__Instructions for the task__: Check each line of the material below for "this", then copy the ones that contain it.

== The data

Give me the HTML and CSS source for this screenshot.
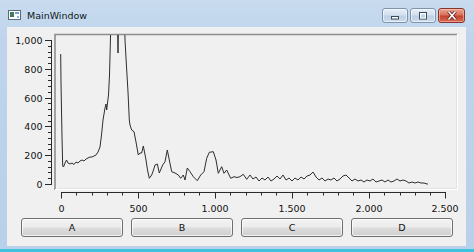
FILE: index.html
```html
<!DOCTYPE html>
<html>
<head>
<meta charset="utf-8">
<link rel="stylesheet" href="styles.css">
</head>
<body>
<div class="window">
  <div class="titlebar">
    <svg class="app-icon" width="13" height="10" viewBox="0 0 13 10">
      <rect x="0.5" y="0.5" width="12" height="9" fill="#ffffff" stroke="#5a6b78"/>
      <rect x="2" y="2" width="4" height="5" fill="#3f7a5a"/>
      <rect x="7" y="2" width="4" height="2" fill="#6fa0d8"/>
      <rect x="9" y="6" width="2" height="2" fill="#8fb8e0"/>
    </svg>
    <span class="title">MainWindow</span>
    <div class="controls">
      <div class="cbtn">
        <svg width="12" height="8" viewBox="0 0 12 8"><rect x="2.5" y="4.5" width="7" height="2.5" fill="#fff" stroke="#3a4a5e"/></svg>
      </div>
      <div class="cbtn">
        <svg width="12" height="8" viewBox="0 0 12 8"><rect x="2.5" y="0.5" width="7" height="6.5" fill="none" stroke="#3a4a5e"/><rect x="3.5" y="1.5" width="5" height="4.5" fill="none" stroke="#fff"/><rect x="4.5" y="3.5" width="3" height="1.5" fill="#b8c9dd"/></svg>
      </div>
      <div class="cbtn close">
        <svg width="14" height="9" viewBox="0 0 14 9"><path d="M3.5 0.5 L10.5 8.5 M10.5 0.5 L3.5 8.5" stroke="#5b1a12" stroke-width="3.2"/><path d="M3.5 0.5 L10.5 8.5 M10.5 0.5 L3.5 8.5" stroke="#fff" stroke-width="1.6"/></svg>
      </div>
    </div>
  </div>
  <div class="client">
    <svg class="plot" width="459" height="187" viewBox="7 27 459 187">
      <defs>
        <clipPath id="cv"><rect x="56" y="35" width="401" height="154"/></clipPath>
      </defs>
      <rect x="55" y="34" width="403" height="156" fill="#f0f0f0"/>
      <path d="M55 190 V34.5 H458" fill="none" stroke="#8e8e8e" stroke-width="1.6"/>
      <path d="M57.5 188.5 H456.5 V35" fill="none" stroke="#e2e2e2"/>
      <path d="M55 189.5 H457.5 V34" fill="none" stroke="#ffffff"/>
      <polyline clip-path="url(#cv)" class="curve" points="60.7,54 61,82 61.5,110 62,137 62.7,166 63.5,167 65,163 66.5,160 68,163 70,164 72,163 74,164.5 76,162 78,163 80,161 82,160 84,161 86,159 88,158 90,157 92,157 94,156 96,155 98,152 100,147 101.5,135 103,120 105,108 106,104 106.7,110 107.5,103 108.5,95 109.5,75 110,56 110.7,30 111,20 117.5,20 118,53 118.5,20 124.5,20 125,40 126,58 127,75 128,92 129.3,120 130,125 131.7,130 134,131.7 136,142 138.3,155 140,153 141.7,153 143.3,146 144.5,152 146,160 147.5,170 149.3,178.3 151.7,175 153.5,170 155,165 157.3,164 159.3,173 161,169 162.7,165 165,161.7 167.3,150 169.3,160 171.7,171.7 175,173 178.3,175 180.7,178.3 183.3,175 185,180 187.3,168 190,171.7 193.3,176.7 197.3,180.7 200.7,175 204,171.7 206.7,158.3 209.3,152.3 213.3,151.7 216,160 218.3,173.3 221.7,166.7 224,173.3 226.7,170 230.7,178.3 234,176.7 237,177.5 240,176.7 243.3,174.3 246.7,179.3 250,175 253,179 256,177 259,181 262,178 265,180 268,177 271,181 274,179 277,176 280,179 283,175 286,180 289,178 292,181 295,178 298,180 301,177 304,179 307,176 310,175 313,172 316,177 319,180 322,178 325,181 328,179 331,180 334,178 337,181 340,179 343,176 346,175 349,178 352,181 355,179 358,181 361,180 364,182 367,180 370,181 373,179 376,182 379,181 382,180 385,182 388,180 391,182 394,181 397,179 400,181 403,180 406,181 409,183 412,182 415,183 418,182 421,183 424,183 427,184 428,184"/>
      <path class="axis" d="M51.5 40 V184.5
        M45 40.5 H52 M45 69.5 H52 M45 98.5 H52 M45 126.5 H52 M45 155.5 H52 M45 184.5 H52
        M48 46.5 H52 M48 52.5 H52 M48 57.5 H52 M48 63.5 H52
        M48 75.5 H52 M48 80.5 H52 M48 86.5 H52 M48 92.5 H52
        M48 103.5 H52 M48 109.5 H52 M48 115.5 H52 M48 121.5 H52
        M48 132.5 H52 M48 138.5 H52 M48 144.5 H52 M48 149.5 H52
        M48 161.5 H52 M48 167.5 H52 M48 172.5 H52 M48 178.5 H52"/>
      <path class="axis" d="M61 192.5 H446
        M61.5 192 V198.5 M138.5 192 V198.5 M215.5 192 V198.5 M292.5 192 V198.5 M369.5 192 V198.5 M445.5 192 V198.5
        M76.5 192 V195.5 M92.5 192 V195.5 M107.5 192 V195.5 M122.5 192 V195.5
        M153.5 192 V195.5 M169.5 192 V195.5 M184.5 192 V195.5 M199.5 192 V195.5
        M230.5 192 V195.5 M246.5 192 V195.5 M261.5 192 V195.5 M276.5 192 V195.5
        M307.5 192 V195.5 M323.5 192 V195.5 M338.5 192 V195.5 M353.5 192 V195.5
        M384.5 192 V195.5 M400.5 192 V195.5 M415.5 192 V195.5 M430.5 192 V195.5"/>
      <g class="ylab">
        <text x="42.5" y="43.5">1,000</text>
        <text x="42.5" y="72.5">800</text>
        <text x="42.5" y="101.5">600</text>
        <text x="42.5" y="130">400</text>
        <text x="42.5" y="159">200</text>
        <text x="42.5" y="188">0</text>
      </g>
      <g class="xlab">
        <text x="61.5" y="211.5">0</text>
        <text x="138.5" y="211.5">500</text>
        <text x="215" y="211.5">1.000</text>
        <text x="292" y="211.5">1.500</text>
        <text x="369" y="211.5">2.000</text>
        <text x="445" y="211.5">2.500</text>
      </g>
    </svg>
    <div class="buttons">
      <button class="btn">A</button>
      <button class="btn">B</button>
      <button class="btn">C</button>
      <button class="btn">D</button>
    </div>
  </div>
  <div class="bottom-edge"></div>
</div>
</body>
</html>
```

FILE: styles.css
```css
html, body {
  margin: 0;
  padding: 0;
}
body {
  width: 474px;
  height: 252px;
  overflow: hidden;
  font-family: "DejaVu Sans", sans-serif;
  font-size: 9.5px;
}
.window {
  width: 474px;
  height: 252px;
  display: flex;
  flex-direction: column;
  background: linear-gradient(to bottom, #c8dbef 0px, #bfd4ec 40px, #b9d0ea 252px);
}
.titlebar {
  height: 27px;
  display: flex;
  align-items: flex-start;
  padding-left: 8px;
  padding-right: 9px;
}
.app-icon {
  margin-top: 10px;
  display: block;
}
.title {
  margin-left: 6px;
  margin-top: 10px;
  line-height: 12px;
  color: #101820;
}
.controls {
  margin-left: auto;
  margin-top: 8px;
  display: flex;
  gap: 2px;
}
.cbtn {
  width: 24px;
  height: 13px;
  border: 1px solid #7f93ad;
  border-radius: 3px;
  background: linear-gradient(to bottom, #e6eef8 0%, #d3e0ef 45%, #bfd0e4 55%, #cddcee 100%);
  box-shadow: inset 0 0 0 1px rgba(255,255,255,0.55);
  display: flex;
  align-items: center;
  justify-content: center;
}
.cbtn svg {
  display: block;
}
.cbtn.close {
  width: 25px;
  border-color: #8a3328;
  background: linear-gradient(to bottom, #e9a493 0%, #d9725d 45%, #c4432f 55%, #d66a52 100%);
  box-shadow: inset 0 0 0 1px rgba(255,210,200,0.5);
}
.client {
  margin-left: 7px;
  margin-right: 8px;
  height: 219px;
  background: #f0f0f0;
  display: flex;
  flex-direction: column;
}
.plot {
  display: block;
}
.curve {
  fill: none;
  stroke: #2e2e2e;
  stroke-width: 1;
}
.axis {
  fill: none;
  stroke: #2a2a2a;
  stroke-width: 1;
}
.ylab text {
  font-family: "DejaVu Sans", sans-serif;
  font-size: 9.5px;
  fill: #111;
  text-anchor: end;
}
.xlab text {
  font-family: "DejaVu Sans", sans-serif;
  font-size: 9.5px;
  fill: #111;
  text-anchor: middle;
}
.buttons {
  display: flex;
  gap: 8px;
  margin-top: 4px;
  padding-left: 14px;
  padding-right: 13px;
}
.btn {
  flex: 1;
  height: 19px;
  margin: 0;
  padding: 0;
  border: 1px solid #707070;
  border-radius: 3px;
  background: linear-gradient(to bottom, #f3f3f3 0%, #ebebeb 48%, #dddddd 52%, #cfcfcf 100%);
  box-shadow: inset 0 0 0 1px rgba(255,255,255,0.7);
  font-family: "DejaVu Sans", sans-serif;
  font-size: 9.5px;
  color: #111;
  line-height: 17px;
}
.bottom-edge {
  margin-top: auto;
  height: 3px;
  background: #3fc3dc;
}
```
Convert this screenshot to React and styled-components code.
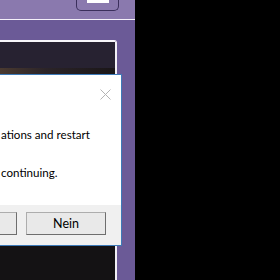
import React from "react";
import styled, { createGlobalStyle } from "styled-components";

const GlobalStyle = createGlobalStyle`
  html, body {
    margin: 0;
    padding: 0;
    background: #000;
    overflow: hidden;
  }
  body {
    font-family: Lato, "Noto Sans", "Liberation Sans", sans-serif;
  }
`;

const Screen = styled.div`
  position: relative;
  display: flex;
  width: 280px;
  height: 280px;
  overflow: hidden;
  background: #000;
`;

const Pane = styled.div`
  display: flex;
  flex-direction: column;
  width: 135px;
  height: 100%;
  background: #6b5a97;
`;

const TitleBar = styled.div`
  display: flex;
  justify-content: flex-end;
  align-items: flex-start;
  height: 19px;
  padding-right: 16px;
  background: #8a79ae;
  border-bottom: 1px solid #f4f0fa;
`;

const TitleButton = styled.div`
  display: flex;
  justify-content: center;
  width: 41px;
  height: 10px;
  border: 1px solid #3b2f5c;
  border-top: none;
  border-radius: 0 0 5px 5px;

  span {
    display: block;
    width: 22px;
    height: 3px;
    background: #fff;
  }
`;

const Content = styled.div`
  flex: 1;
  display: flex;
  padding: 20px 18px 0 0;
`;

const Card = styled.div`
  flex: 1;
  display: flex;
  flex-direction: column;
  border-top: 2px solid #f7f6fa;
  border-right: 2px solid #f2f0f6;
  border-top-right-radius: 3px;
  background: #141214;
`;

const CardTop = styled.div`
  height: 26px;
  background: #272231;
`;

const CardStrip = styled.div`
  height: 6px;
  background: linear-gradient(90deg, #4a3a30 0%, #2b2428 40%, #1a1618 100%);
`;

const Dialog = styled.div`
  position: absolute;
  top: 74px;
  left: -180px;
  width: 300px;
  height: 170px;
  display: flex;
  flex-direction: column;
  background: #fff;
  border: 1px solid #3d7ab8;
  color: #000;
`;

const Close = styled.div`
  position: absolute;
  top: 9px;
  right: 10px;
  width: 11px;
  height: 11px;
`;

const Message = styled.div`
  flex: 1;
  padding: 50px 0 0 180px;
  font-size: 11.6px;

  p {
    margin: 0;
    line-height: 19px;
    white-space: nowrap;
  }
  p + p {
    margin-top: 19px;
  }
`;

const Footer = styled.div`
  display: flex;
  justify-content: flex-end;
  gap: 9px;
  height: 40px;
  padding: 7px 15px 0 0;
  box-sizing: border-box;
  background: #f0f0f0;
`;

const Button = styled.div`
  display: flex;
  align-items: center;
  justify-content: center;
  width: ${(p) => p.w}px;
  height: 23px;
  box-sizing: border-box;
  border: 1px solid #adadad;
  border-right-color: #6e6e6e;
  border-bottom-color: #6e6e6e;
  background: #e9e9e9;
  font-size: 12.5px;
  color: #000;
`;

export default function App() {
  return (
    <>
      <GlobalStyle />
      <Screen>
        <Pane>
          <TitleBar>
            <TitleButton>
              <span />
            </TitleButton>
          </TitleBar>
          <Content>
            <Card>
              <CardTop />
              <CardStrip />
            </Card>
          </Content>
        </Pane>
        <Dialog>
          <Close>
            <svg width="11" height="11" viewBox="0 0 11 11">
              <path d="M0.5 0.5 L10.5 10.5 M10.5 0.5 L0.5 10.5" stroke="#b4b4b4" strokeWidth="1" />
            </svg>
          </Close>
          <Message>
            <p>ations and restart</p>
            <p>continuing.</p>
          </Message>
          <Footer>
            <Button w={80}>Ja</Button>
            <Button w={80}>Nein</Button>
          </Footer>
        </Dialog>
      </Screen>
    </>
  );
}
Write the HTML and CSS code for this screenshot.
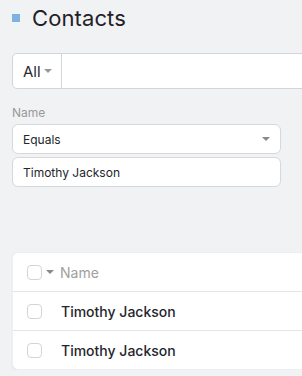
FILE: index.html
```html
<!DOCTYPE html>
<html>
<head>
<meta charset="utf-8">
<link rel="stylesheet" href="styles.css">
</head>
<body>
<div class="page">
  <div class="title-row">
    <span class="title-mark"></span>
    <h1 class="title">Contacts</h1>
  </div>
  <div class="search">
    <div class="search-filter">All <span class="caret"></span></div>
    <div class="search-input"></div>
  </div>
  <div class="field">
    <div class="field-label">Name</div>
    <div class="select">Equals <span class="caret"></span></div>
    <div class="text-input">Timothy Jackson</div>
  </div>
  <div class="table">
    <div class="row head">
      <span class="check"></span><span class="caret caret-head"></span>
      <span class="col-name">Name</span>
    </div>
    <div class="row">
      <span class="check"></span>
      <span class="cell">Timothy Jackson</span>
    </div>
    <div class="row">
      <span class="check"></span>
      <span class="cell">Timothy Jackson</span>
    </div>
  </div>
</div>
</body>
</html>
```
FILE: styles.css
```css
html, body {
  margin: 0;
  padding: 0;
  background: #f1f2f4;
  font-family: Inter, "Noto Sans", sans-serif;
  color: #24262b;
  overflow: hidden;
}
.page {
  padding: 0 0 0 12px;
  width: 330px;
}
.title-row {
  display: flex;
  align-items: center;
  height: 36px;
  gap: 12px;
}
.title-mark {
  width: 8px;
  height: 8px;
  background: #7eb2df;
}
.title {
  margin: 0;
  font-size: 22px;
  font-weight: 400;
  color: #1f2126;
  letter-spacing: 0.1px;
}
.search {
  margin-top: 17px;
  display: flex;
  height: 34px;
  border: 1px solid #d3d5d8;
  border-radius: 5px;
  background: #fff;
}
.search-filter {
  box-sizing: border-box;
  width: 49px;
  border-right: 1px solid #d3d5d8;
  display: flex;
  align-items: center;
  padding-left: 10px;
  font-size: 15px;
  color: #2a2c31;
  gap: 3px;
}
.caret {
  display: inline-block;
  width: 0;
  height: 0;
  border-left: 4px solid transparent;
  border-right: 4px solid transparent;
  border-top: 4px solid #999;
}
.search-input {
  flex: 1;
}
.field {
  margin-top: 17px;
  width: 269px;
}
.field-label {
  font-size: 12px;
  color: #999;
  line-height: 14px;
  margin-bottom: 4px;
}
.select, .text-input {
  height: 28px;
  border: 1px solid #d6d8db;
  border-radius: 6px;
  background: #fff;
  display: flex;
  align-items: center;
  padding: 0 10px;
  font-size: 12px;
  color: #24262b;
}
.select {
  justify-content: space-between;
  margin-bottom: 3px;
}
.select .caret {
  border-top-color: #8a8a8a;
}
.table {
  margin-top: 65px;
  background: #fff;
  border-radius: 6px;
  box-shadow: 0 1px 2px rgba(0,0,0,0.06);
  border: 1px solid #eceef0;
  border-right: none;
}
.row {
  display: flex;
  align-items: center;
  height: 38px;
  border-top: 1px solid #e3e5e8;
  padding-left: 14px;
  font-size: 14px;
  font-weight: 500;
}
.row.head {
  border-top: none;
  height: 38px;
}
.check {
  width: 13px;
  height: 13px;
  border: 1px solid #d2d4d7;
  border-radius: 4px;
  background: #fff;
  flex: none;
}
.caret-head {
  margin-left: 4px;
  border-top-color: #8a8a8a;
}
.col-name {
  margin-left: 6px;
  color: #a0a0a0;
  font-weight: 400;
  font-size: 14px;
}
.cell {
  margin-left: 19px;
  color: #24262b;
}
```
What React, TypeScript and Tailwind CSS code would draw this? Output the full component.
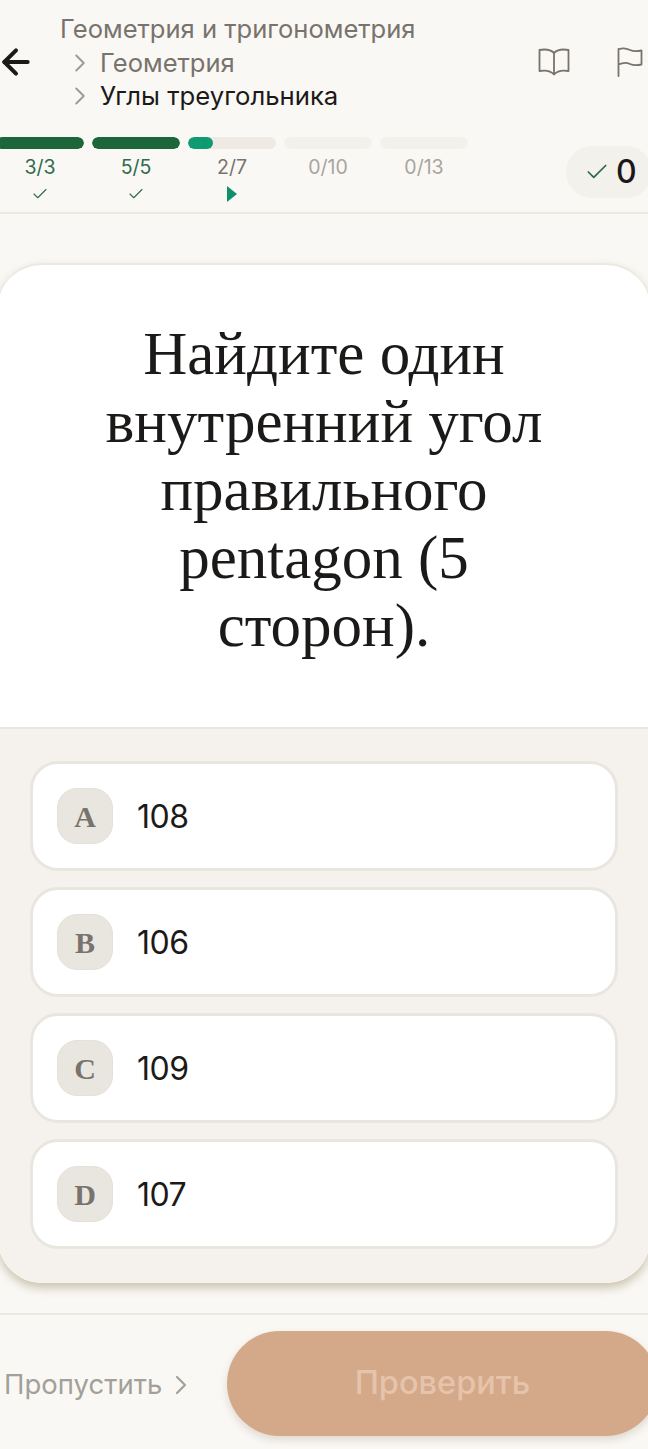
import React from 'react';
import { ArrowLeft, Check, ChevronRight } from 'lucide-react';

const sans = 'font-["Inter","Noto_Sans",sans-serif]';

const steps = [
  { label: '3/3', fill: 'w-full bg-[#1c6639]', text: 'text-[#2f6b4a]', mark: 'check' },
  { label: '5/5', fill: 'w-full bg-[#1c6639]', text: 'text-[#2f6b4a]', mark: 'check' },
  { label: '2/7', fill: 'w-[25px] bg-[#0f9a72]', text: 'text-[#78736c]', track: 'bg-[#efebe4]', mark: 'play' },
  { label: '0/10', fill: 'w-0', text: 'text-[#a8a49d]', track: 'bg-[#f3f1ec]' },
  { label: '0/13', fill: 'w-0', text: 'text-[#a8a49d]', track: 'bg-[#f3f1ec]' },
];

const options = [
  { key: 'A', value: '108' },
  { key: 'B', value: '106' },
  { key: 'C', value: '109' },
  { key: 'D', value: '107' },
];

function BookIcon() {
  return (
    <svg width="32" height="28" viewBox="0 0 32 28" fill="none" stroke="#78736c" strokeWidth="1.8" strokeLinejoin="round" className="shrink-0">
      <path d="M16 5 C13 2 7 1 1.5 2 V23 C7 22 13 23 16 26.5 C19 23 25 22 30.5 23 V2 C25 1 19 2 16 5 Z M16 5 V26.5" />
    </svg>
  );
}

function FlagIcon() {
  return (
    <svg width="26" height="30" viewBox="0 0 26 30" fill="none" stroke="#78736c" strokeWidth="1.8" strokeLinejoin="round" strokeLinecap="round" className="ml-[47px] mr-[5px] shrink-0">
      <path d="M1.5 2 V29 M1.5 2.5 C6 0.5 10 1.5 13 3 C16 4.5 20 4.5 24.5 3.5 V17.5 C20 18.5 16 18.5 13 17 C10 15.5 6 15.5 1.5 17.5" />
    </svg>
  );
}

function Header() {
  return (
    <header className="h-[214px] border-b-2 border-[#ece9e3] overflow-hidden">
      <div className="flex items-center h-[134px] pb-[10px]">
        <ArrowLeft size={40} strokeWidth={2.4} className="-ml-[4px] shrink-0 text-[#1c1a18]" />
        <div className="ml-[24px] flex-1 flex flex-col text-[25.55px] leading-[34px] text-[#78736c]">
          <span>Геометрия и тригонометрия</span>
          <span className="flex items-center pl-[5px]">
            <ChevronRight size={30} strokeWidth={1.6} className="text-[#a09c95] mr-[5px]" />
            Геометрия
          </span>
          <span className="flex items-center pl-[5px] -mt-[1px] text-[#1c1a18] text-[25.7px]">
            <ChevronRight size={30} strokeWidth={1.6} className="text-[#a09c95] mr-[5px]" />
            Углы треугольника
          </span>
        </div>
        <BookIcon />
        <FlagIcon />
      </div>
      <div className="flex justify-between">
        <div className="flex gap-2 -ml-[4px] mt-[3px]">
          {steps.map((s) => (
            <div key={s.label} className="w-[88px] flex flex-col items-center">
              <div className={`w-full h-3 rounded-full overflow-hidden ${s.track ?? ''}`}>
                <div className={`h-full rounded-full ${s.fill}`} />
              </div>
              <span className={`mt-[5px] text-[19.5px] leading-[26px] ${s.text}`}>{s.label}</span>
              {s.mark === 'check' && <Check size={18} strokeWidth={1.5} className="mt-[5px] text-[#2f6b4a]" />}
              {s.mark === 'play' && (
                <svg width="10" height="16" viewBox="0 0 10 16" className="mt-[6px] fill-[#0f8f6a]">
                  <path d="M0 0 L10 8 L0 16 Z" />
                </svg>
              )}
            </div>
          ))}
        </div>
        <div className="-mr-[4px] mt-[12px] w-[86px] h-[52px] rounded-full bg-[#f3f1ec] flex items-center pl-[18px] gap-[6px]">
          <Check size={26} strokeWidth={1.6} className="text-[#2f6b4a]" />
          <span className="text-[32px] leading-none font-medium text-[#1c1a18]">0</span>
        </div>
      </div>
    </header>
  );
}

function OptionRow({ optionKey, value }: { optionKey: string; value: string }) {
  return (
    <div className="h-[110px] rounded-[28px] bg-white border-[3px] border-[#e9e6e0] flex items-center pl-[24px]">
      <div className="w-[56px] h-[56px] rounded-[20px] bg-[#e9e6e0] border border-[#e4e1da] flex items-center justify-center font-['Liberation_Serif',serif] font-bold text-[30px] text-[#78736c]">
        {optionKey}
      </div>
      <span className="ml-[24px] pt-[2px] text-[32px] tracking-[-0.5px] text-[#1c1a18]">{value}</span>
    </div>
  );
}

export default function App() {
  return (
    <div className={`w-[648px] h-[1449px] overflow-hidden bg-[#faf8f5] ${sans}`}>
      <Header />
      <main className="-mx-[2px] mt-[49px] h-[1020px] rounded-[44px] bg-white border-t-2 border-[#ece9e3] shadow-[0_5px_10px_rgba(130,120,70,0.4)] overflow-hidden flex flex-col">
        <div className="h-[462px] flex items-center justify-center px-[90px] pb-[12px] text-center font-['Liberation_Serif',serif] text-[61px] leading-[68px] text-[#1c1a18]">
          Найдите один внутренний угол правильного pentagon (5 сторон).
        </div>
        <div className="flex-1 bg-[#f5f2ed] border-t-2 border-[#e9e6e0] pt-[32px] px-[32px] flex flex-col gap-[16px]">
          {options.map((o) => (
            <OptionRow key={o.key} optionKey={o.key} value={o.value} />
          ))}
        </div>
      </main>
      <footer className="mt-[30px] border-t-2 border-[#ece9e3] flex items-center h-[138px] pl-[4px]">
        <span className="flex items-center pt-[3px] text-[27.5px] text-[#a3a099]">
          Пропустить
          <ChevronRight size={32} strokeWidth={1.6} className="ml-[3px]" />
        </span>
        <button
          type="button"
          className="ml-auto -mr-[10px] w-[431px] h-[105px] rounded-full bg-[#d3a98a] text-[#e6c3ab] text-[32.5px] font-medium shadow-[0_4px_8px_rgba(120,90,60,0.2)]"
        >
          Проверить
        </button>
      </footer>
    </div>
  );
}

====

__Result__:
Give me the HTML and CSS source for this screenshot.
Convert this screenshot to React and styled-components code.
Write the HTML and CSS code for this screenshot.
What React, TypeScript and Tailwind CSS code would draw this? Output the full component.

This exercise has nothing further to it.